Cool, thanks for the update Carlos! I thought a little about your problem and was wondering whether you are really at the limit of the PRUs capability:

You say you have roughly 20kSps with 10bit resolution for four outputs, so roughly 200k updates of the output pins per second. That means you need roughly 10 instructions for changing the PWM outputs to their next value. What do you think of the following implementation? Is it not optimal but I think its performance should be comparable to yours but roughly 10x faster:

START:

XIN 10,r0,120 //fetches data from scratchpad0 - each register holds 8x4bits, where bit 0,4,8,12 defines four consecutive values for output 0, bit 1,5,9,13 for output 1 and so on.

AND R30.b0, r0.b0, 0x0F //move the bits 0:3 of r0.b0 to r30.b0 (the other bits of R30.b0 are set to zero by the AND) - here it is assumed that your output pins correspond to r30[0:3]. That can easily be adapted to any other consecutive 4 bits by using a LSL instruction

LSR R30.b0,r0.b0,4 //move the bits 4:7 of r0.b0 to r30.b0 (the other bits of R30.b0 are set to zero by the LSR)

AND R30.b0, r0.b1, 15 //same for r0.b1

LSR R30.b0,r0.b1,4

//repeat this instruction for all other bytes up to…

AND R30.b0, r29.b3, 15

LSR R30.b0,r29.b3,4

//up to here, 30*8=240 sets of 4 bits were written to the output*

XIN 11,r0,120 //fetches data from scratchpad1

//repeat the write operations

XIN 12,r0,120 //fetches data from scratchpad2

//repeat the write operations

XIN 14,r0,120 //fetches data from other PRU

//repeat the write operations

JMP START

//here a total of 4240=960 writes on 4 digital outputs r30[0:3] has been executed. So we have already about 9.9 bits resolution and - given an overhead of 5 cycles - an update rate of 200MHz*960/965 = roughly 199MHz. That is the actual output will be roughly 200kSps.
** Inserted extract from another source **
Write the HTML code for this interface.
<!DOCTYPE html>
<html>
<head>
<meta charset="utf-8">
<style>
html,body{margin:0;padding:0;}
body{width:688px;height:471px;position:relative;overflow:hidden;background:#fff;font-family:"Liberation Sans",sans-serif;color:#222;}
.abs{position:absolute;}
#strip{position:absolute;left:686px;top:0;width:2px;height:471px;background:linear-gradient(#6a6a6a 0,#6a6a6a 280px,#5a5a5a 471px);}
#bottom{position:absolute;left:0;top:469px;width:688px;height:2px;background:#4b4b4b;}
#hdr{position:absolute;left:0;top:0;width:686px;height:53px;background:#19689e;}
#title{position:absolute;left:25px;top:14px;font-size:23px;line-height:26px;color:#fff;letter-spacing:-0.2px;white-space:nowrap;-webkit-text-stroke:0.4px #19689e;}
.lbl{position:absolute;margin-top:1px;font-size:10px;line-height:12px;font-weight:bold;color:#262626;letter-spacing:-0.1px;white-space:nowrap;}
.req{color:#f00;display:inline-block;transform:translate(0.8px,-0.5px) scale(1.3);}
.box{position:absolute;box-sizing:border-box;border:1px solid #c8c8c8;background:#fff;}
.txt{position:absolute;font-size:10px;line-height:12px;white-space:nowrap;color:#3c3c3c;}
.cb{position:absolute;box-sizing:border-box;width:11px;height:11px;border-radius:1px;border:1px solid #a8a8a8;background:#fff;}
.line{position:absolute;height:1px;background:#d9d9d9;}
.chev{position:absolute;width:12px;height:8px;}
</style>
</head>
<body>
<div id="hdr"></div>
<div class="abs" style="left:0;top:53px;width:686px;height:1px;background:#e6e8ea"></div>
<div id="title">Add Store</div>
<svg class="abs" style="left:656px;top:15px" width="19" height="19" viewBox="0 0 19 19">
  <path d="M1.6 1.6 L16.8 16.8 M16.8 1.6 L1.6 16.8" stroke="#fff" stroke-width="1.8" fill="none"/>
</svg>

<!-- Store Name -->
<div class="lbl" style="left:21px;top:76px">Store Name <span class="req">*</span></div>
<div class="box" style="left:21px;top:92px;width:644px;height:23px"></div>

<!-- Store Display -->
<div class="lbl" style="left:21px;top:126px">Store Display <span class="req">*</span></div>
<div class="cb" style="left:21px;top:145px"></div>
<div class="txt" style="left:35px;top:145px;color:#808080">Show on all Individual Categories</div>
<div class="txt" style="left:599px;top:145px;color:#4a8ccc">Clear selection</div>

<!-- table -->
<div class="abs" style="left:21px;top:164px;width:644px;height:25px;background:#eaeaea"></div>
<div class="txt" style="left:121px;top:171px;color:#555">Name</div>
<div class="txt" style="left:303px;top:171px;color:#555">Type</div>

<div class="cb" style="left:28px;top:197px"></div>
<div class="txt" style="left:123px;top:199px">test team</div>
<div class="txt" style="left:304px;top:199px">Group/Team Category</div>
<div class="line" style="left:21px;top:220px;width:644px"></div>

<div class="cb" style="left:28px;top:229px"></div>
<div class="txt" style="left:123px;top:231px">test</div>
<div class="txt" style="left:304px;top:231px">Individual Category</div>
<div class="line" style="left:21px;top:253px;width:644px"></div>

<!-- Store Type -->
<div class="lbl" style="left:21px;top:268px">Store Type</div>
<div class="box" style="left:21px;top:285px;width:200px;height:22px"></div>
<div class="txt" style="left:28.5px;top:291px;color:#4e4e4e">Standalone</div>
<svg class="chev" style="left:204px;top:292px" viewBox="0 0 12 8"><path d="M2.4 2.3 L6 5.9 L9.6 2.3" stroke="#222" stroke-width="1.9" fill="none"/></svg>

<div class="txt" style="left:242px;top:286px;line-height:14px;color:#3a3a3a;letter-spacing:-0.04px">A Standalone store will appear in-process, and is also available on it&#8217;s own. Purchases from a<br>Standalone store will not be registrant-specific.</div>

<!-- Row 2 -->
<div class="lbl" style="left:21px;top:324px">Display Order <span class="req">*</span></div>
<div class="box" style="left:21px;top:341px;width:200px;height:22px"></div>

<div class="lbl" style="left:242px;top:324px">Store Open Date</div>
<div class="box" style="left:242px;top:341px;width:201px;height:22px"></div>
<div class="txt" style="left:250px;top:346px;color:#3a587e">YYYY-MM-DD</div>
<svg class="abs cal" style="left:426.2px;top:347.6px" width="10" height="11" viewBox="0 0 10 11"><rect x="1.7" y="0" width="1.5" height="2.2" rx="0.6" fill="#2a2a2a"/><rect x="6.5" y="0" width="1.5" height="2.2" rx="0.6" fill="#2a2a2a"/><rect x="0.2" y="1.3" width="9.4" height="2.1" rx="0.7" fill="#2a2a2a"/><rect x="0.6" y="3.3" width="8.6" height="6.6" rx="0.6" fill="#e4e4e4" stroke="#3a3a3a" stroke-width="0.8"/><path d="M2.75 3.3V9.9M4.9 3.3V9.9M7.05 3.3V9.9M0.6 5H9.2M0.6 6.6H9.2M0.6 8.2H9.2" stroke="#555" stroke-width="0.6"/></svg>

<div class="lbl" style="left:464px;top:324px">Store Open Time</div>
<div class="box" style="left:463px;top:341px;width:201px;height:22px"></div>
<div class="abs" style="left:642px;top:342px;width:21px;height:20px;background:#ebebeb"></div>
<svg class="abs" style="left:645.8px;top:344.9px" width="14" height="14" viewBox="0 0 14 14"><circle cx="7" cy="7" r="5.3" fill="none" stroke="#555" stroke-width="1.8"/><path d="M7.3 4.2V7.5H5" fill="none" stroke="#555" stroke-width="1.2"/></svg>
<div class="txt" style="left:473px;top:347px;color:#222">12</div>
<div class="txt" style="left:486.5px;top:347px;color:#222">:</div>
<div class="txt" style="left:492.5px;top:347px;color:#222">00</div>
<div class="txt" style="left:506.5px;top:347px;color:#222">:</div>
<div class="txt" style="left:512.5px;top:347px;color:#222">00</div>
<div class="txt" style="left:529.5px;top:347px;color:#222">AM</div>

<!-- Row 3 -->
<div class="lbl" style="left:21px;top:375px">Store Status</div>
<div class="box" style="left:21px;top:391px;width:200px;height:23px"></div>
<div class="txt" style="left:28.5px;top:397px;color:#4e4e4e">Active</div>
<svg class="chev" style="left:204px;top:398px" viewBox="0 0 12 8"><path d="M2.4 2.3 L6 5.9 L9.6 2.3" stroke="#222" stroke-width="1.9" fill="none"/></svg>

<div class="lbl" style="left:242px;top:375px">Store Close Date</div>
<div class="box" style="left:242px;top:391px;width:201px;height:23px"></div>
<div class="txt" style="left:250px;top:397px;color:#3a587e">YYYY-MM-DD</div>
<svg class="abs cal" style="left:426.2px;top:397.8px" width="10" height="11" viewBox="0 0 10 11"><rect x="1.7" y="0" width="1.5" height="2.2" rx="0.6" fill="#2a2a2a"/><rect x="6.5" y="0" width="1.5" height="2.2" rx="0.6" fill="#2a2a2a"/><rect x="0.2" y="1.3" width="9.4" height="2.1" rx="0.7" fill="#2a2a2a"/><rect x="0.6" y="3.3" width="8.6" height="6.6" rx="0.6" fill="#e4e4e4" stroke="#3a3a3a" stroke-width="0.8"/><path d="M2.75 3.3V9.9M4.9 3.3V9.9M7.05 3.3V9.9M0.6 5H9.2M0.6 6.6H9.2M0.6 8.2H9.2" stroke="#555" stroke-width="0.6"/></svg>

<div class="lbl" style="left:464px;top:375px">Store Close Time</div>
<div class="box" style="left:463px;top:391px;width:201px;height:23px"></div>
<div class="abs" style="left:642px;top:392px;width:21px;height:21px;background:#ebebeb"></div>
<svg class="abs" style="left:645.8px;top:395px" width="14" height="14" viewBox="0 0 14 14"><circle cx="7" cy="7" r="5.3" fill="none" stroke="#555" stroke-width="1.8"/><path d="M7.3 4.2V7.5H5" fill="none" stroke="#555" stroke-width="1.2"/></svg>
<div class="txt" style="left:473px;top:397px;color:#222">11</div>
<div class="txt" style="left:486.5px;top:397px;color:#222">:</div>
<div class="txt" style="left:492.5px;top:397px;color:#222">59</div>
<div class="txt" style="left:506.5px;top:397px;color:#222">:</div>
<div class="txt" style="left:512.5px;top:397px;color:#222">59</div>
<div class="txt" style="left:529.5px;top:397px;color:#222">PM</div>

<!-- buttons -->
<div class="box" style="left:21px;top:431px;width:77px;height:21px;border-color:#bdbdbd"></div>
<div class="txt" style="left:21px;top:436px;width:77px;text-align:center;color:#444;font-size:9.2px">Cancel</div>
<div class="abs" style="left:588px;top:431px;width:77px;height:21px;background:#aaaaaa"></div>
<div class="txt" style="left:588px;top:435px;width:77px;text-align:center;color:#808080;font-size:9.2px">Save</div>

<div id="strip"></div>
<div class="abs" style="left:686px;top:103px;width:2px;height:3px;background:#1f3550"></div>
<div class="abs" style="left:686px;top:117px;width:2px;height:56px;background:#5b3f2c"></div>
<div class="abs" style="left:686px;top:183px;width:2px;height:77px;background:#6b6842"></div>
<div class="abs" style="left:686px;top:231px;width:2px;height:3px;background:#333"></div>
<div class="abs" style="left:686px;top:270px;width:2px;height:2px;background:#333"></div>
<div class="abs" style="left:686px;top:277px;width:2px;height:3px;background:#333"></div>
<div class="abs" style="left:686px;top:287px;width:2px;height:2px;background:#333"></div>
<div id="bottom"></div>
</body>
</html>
The 960 cycles leave plenty of time for PRU1 to perform 4 LBBO operations that are 120byte wide: Typically each one should take less than 80 cyccles. So the code will look sth like

LBBO from DRAM filling all registers r0:r29

XOUT 10,r0,120

LBBO from DRAM filling all registers r0:r29

XOUT 11,r0,120

LBBO from DRAM filling all registers r0:r29

XOUT 12,r0,120

LBBO from DRAM filling all registers r0:r29

XOUT 14,r0,120

//here the code will stall until PRU0 requests the data with the corresponding XIN operation.
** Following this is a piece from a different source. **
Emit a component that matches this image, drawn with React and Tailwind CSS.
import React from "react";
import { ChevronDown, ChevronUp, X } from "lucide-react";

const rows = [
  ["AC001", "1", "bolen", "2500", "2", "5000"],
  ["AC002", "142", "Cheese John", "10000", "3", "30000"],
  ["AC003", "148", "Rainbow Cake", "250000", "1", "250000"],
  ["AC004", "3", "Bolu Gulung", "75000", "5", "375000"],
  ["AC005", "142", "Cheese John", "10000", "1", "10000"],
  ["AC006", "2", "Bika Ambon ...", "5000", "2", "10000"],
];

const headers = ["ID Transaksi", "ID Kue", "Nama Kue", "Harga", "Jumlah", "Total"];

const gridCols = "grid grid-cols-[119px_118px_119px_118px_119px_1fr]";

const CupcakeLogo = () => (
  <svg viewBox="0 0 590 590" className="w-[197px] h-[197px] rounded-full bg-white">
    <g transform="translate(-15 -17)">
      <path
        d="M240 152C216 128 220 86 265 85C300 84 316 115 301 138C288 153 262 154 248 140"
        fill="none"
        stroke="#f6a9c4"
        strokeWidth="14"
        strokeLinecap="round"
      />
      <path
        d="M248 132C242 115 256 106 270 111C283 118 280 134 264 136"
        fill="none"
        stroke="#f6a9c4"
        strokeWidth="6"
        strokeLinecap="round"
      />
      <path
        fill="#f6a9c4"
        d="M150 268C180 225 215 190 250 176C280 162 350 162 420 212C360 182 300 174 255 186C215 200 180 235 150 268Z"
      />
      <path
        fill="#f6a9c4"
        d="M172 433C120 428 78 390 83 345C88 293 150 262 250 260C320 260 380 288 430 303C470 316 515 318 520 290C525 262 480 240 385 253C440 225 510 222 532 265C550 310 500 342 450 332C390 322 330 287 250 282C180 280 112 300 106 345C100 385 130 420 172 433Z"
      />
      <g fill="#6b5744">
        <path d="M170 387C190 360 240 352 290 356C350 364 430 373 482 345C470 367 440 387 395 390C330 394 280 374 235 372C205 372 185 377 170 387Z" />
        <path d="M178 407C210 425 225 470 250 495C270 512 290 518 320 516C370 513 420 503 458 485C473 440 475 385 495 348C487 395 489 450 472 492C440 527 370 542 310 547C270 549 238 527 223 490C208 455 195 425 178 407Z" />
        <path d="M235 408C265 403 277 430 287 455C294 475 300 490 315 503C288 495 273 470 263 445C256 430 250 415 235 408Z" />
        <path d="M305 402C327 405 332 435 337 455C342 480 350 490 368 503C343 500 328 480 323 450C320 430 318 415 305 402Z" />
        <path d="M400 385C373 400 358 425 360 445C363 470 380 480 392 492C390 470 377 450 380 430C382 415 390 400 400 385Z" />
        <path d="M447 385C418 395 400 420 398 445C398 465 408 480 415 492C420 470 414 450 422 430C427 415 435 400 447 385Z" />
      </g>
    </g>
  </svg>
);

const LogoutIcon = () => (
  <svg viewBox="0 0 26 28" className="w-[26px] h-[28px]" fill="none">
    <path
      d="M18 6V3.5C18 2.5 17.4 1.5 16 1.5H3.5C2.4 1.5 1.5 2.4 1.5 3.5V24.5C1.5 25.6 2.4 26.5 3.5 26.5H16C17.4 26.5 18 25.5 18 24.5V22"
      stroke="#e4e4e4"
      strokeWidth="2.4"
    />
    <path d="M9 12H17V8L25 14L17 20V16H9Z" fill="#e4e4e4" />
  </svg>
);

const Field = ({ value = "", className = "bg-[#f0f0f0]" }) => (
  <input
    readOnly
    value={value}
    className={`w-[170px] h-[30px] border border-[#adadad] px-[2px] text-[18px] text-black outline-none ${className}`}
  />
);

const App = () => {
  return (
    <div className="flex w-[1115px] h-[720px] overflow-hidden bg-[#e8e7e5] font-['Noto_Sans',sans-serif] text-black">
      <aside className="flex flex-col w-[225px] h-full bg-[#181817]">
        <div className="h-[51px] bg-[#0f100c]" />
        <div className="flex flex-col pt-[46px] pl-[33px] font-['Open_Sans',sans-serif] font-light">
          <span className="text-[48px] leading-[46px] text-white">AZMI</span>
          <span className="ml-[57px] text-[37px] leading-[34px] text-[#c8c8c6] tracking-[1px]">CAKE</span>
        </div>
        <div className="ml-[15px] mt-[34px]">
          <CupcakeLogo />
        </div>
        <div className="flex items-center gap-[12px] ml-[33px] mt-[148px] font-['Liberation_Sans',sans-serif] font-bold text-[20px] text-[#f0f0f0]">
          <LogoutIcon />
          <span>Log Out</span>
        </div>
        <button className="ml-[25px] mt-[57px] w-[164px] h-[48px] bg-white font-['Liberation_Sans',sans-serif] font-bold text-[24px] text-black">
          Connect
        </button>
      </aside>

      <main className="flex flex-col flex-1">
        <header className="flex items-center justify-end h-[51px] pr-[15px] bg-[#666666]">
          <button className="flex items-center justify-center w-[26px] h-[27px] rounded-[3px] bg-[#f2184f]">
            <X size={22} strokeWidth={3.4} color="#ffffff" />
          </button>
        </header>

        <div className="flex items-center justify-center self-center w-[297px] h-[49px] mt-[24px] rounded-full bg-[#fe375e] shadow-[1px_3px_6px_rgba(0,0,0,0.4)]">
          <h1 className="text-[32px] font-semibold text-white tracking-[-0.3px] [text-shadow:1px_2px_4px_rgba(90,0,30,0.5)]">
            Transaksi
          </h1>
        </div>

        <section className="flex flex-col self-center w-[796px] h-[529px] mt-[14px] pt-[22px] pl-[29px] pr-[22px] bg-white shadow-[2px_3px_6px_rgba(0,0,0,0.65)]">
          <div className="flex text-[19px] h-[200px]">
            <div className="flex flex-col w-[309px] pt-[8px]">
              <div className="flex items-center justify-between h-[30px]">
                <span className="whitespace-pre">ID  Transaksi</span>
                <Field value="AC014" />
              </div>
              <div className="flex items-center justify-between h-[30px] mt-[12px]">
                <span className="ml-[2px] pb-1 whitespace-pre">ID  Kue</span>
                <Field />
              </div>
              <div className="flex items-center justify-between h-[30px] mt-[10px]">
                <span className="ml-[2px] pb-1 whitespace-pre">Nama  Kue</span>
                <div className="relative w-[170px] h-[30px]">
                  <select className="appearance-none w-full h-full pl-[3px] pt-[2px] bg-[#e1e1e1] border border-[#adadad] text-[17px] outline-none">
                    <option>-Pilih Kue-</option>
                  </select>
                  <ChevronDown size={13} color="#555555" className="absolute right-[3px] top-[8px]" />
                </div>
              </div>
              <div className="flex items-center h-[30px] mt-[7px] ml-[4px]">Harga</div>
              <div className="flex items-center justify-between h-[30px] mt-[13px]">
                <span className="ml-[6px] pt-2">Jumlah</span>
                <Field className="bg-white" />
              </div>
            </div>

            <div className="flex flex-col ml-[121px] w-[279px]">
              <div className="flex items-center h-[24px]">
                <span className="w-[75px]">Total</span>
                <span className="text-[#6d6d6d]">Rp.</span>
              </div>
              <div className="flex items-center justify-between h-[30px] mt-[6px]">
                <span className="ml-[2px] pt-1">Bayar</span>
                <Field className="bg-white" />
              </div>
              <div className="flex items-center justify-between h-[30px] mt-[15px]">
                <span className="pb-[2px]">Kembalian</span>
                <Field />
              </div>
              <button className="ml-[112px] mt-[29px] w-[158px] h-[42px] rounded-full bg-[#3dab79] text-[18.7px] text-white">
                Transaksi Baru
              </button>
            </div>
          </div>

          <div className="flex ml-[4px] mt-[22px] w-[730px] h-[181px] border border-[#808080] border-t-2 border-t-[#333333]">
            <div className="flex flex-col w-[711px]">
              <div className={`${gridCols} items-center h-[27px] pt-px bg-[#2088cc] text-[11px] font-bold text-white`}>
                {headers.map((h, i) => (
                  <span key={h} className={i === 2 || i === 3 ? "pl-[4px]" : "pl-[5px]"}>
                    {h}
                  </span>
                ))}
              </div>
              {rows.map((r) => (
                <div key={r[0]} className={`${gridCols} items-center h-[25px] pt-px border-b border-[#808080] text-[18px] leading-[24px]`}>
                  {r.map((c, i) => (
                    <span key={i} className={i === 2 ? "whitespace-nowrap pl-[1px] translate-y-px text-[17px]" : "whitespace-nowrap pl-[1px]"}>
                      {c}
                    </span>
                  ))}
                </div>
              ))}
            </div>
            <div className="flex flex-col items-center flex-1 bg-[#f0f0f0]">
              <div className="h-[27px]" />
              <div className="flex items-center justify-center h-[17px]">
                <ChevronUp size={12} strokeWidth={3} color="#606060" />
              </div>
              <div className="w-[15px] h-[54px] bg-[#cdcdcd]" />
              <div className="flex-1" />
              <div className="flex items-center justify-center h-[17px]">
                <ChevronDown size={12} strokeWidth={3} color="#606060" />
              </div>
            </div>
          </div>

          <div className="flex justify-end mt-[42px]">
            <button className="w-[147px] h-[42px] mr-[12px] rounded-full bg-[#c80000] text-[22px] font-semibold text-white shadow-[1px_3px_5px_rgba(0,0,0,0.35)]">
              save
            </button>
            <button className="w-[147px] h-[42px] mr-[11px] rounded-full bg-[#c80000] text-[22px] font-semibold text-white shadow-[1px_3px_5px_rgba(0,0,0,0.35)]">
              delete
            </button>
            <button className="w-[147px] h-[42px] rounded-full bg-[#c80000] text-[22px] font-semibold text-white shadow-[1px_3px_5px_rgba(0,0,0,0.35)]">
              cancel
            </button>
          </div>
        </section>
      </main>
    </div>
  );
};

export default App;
This is the simplest implementation. You can make it more sophisticated by inserting some logic into PRU1 code that modulates the output data over several cycles to get a higher output resolution. But even in this implementation, the only irregularity comes from the XIN’s and the final jump operation in PRU0, which should be taken into account in the algorithm that generates the data which fills all of the registers (the value of register r29[28:31] counts twice if its in the scratchpad, and threefold if its in PRU1). This is a complication, but actually leads to a neat trick: If you want to invest some of the gained speed into higher resolution, you can increase the weight of any 4bit datapoint by inserting a loop after it that just holds that particular output value for that number of cycles (you need to reserve a register for the counter in that case, but you will still gain in resolution). If one loop of the PRU0 code takes much more than 1024 cycles, you should also insert a loop of similar length into PRU1 code in order to not have PRU1 stall more than 1024cycles for PRU0’s XIN command.